Problem to solve: Your job is to restate each entry word for word.

Records provided:
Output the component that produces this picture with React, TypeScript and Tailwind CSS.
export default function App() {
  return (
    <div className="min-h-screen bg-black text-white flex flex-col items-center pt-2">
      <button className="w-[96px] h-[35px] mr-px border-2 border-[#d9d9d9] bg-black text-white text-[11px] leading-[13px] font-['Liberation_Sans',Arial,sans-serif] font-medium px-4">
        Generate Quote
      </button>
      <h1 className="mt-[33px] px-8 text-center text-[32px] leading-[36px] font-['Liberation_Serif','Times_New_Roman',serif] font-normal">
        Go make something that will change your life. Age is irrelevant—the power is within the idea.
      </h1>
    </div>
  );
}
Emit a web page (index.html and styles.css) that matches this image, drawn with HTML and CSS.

Worked solution:
Output the component that produces this picture with React, TypeScript and Tailwind CSS.
export default function App() {
  return (
    <div className="min-h-screen bg-black text-white flex flex-col items-center pt-2">
      <button className="w-[96px] h-[35px] mr-px border-2 border-[#d9d9d9] bg-black text-white text-[11px] leading-[13px] font-['Liberation_Sans',Arial,sans-serif] font-medium px-4">
        Generate Quote
      </button>
      <h1 className="mt-[33px] px-8 text-center text-[32px] leading-[36px] font-['Liberation_Serif','Times_New_Roman',serif] font-normal">
        Go make something that will change your life. Age is irrelevant—the power is within the idea.
      </h1>
    </div>
  );
}
Emit a web page (index.html and styles.css) that matches this image, drawn with HTML and CSS.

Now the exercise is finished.